PROVO — Service can counteract today's amorality and corroding individualism, Elder Dallin H. Oaks of the Quorum of the Twelve of The Church of Jesus Christ of Latter-day Saints told thousands of women concluding their two-day Women's Conference Friday.
Service and instruction were the two highlights lauded by women gathered in the Marriott Center on the BYU campus for the concluding session. More than 14,000 women from many countries around the world attended the two-day conference.
"All the sessions I have attended have been really good and they all have said something I needed to hear," said Keri Carter, Lehi. "I loved all the service activities, too. I love the fact that I could do service as I listened to classes."
Thirty-four years after the first Women's Conference was held while he was president of BYU, Elder Oaks and his wife, Kristen, spoke.
Elder Oaks spoke of the importance of this year's conference theme, "Choose ye this day to serve the Lord."
"Service is the antidote for the amorality and individualism that corrodes our society," he said. "When we are centered on Christ and service to our fellowmen, we have a standard of right and wrong and we know what to do about it."
Service is an imperative for true followers of Jesus Christ, he said, and whether the service is to God or to one's fellowmen, it is the same.
"The highest and best reason for service is the love of God and the love of our fellowmen," he said. "Service motivated by love is unconcerned with self and heedless of personal advantage."
Elder Oaks spoke of the many reasons why people serve and the importance of forgetting oneself in the service of others.
"A baby or a little child is initially focused entirely on his or her own needs," he said. "This is not evil; it is just childish. As we grow older, if we develop the maturity that is expected in adults, we reach out with concern for others, and ultimately we serve others. This is the way we grow to become what our Heavenly Father desires us to become."
Without service to others, Elder Oaks said, one's spiritual growth will be stunted.
He spoke of the importance of service in church callings, families and other responsibilities that involve others. He said that it is most important to focus on the needs of others, rather than one's own inadequacies or weakness.
"Never forget — even for an instant, whom you serve, and who is in charge," he said. "Trust in the Lord. Trust in his gospel. Trust in his commandments. And trust in his promises."
Sister Oaks spoke of the importance of becoming "doers of the word," rather than just "hearers."
"Life is so much like a garden — we harvest the consequences of the small choices we make every day," she said. "In reality, there is no act separate. It is indelibly connected to other acts, and when we rise in the resurrection we will be a product of our choices."
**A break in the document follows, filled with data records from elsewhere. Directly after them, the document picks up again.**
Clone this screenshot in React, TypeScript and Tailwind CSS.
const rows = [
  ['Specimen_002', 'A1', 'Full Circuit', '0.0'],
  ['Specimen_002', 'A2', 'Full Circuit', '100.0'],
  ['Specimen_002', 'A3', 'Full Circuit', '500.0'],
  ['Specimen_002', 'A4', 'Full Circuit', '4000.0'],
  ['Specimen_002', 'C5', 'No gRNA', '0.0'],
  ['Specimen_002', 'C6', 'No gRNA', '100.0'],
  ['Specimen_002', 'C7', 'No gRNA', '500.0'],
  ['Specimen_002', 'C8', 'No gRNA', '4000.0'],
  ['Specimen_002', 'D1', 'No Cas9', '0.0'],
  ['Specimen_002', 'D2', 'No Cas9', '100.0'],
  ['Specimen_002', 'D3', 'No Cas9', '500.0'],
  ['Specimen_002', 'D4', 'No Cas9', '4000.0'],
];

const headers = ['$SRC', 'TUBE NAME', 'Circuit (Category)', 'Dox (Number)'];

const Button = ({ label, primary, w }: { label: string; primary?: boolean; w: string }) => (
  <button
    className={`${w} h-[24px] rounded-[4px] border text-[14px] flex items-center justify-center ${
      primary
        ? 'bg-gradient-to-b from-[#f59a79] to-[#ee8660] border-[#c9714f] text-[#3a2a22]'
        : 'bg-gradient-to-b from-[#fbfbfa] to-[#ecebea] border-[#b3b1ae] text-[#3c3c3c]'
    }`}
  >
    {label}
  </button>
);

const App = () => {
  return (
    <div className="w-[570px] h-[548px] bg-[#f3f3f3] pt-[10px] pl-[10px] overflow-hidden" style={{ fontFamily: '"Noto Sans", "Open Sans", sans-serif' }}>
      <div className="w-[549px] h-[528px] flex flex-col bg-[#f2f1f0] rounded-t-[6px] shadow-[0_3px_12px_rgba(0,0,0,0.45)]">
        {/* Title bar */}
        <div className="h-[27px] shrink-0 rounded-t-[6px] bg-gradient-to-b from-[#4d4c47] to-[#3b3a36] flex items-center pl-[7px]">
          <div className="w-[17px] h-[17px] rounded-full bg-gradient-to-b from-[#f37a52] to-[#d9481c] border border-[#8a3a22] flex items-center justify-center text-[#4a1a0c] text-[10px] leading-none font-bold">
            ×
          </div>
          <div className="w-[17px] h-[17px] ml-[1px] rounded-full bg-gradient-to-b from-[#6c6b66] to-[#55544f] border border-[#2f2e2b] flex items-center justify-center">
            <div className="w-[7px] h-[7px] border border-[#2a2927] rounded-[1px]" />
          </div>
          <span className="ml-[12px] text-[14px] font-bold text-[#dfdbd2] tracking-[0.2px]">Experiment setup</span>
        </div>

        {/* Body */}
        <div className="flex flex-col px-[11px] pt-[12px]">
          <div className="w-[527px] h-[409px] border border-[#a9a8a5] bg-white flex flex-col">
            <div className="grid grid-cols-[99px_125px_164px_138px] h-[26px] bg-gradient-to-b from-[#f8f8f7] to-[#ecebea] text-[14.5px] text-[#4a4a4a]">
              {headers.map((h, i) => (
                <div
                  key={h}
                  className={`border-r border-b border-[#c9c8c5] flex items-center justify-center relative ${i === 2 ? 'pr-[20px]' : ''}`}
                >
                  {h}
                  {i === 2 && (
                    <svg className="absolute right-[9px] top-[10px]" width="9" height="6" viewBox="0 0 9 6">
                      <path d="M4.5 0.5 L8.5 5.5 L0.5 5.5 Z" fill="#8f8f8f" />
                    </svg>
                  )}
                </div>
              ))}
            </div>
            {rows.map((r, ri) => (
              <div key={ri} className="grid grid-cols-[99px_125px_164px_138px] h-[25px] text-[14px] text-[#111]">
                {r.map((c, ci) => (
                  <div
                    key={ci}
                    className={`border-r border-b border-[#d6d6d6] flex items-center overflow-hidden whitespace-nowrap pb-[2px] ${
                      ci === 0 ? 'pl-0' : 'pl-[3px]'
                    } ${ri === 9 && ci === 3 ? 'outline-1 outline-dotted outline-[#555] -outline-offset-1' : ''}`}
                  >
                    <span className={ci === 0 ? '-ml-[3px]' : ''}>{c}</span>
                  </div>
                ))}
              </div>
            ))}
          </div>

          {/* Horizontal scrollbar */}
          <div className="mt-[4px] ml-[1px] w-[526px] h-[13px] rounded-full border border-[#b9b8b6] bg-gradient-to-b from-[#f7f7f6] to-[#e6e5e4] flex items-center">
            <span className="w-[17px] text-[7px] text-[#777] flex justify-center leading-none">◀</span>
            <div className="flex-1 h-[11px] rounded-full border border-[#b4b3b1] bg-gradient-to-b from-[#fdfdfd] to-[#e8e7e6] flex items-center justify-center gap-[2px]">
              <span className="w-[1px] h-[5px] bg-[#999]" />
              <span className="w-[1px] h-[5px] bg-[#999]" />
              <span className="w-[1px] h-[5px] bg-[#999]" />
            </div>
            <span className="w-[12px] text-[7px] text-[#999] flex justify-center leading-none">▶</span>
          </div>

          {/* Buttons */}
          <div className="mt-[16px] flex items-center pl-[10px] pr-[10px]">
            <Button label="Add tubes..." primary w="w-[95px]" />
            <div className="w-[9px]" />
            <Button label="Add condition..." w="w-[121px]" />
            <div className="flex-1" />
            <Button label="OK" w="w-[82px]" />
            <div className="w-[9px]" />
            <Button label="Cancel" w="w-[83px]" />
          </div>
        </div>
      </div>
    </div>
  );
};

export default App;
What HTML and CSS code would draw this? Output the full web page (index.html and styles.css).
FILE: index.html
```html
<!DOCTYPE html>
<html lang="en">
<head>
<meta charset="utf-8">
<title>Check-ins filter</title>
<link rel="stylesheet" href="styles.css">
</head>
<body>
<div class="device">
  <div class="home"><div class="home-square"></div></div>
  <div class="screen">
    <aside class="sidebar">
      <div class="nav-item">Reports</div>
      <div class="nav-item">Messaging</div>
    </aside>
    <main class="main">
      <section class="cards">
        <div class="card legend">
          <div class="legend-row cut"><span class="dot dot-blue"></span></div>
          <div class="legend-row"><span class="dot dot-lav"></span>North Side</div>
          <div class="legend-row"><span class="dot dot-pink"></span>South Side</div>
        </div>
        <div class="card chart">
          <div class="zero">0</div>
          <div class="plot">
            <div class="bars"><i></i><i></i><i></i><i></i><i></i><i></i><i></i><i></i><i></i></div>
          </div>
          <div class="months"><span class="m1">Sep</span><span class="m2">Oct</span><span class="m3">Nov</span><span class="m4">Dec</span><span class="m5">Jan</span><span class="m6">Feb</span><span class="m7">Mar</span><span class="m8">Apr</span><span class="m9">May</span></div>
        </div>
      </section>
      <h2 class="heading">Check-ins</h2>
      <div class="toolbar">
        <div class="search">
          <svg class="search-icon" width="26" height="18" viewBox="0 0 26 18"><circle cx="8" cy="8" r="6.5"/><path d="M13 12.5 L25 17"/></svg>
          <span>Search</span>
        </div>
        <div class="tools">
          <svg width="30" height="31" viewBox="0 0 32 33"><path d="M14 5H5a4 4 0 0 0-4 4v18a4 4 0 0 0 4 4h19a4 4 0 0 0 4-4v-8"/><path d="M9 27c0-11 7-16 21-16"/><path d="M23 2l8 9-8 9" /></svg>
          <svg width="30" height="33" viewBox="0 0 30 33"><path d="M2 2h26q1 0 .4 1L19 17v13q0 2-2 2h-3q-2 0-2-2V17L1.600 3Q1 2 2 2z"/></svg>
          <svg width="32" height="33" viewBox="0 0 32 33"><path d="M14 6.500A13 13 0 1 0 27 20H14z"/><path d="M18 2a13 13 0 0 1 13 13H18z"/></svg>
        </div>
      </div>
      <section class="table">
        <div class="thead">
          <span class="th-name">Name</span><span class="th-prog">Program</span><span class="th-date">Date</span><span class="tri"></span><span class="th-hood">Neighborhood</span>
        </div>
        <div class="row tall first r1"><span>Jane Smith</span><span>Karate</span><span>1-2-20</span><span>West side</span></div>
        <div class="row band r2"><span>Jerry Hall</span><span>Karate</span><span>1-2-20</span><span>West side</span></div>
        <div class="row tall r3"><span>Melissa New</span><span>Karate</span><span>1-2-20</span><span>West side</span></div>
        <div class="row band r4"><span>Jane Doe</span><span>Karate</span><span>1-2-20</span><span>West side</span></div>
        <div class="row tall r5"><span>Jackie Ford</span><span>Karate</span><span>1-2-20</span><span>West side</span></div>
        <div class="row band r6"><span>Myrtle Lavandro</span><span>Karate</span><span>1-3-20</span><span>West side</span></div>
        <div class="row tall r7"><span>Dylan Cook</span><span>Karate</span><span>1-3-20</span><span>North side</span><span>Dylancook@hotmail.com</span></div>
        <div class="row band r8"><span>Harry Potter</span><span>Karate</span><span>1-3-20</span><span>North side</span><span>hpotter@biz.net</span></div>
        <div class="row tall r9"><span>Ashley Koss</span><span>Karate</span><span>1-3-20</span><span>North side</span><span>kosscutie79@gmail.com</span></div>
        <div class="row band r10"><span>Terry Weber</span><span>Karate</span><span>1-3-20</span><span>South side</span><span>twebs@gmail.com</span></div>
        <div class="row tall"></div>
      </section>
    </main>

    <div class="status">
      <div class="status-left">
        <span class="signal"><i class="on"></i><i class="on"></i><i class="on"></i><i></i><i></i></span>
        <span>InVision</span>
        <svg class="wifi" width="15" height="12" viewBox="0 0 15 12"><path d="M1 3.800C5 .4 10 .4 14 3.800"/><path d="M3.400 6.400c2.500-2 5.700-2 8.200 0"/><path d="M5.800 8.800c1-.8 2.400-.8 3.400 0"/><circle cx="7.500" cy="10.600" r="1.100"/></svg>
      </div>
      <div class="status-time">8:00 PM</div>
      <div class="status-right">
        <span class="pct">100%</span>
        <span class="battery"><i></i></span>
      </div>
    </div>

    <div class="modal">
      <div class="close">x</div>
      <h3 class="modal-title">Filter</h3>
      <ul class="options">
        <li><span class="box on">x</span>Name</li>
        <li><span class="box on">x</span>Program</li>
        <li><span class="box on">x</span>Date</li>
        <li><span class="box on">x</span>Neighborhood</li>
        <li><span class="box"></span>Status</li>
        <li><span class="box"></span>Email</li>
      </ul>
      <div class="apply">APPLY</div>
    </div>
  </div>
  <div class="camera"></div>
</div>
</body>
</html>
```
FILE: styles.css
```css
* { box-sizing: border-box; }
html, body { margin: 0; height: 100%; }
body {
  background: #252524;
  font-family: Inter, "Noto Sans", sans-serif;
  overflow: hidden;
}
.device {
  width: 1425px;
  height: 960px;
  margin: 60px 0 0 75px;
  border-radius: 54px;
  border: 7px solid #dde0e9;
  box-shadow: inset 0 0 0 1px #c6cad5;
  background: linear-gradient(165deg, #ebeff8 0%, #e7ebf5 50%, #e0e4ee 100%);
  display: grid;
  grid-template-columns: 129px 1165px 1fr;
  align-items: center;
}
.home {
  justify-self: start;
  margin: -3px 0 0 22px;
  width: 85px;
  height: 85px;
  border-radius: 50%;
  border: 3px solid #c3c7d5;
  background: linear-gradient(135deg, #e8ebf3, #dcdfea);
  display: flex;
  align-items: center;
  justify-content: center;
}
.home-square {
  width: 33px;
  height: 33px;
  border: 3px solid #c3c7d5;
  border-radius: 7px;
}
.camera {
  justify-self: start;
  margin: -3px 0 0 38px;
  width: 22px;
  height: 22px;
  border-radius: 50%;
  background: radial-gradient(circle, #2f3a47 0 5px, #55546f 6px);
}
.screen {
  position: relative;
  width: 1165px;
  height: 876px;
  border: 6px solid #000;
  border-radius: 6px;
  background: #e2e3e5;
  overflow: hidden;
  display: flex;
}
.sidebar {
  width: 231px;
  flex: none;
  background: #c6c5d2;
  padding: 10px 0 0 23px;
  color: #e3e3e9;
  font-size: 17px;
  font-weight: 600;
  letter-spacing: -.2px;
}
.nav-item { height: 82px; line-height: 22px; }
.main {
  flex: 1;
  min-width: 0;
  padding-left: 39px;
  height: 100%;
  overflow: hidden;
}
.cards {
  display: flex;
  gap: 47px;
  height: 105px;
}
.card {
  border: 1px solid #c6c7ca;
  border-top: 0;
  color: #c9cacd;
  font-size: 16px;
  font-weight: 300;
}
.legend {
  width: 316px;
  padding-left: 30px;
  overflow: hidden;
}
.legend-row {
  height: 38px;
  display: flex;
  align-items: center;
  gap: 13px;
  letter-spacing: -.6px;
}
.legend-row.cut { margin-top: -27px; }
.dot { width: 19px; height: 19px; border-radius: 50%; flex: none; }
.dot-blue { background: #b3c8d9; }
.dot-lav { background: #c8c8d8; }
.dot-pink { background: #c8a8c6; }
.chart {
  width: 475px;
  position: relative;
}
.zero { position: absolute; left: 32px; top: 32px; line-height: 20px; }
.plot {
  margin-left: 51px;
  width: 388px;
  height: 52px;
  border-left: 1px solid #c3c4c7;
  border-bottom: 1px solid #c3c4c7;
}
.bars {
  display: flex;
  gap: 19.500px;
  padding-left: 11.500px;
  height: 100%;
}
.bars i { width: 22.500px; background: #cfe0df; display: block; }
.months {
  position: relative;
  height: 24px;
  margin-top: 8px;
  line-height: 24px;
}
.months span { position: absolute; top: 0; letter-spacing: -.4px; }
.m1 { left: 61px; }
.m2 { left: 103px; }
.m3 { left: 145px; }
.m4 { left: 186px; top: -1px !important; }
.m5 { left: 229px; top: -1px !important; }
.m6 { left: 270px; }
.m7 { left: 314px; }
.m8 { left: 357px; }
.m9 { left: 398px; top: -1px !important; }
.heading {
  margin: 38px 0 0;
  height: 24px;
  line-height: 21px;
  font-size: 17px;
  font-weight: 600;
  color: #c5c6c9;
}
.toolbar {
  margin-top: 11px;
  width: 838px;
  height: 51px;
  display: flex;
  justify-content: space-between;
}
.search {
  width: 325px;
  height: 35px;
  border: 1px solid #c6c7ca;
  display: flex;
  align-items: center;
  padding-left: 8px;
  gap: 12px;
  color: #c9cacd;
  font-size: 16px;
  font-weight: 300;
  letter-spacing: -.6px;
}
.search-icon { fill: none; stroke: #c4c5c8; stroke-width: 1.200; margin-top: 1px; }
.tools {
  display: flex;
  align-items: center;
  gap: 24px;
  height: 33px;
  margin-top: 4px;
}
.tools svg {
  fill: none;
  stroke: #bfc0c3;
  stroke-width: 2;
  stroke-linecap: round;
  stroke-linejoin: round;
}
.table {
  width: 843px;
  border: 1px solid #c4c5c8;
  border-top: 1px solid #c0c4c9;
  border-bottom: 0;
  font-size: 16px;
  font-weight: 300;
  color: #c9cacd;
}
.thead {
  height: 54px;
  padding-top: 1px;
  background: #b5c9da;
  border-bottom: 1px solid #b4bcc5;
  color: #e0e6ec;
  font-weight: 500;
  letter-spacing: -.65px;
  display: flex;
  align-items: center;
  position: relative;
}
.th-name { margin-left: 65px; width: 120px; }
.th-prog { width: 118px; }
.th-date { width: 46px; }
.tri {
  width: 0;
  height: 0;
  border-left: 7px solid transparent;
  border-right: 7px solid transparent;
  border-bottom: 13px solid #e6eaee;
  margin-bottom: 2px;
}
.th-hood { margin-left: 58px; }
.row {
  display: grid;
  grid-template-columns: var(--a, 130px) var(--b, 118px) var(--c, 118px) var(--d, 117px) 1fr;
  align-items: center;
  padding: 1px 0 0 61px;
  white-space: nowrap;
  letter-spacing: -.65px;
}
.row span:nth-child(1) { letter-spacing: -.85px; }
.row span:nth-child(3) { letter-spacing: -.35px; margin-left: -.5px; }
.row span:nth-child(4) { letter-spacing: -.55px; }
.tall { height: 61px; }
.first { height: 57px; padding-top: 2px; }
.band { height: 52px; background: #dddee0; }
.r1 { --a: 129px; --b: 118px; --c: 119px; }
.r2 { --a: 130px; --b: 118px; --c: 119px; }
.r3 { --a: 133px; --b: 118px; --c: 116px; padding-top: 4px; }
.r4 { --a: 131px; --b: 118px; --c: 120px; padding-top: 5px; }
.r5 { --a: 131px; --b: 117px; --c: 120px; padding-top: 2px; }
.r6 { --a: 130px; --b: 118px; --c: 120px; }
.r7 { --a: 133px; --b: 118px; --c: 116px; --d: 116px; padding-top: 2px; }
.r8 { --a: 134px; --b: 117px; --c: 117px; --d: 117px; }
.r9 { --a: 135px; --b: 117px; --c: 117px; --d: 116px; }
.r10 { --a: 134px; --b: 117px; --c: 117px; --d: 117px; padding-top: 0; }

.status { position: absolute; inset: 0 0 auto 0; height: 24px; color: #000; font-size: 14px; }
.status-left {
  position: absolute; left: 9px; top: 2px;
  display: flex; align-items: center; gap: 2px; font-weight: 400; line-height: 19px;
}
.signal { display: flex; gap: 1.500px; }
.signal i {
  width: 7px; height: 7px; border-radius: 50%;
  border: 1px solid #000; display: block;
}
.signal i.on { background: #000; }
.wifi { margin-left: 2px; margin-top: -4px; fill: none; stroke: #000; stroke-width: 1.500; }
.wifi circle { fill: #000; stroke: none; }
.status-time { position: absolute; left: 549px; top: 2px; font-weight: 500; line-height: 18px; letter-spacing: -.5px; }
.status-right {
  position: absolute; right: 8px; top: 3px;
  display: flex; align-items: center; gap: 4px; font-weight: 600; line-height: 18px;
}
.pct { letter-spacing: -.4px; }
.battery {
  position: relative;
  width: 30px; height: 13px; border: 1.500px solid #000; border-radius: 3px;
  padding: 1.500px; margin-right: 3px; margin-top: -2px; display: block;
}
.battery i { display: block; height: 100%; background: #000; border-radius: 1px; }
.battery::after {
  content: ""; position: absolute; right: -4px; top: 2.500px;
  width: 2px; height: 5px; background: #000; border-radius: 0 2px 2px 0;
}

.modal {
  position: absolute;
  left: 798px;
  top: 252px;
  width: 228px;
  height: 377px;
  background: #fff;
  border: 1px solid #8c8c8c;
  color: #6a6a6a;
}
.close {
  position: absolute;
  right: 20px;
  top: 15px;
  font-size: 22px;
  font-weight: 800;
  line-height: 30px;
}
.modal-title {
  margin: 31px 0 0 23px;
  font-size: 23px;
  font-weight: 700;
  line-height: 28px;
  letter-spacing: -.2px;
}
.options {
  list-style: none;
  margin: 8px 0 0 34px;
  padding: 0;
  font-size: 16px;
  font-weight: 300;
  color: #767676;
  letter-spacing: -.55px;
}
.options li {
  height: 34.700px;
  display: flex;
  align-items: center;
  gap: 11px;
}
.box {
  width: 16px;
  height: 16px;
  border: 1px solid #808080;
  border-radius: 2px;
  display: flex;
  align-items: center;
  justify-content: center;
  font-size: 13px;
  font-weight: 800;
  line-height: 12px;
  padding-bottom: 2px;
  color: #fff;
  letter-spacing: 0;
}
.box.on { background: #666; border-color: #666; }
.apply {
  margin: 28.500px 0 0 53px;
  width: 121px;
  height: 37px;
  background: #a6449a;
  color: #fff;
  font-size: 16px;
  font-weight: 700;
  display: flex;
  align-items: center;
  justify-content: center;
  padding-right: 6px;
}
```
Sister Oaks spoke of the need for an increase of the spirit to avoid distractions of the world.
"As women, we set very high expectations for ourselves," she said. "At times we may feel mired down by personal inadequacies, both real and imagined, sometimes counting calories more than counting blessings, worried more about self than service, often too overscheduled to really listen to those around us and caught in the thick of very thin things."
Distractions and afflictions come to all, she said, but one's happiness and salvation hinges on one's ability to choose to trust in the Lord.
"The time has come for us to embrace every facet of this gospel and the teachings of our Savior with all our heart, mind and might, and to experience the power of his love and implore him to work his purposes through us."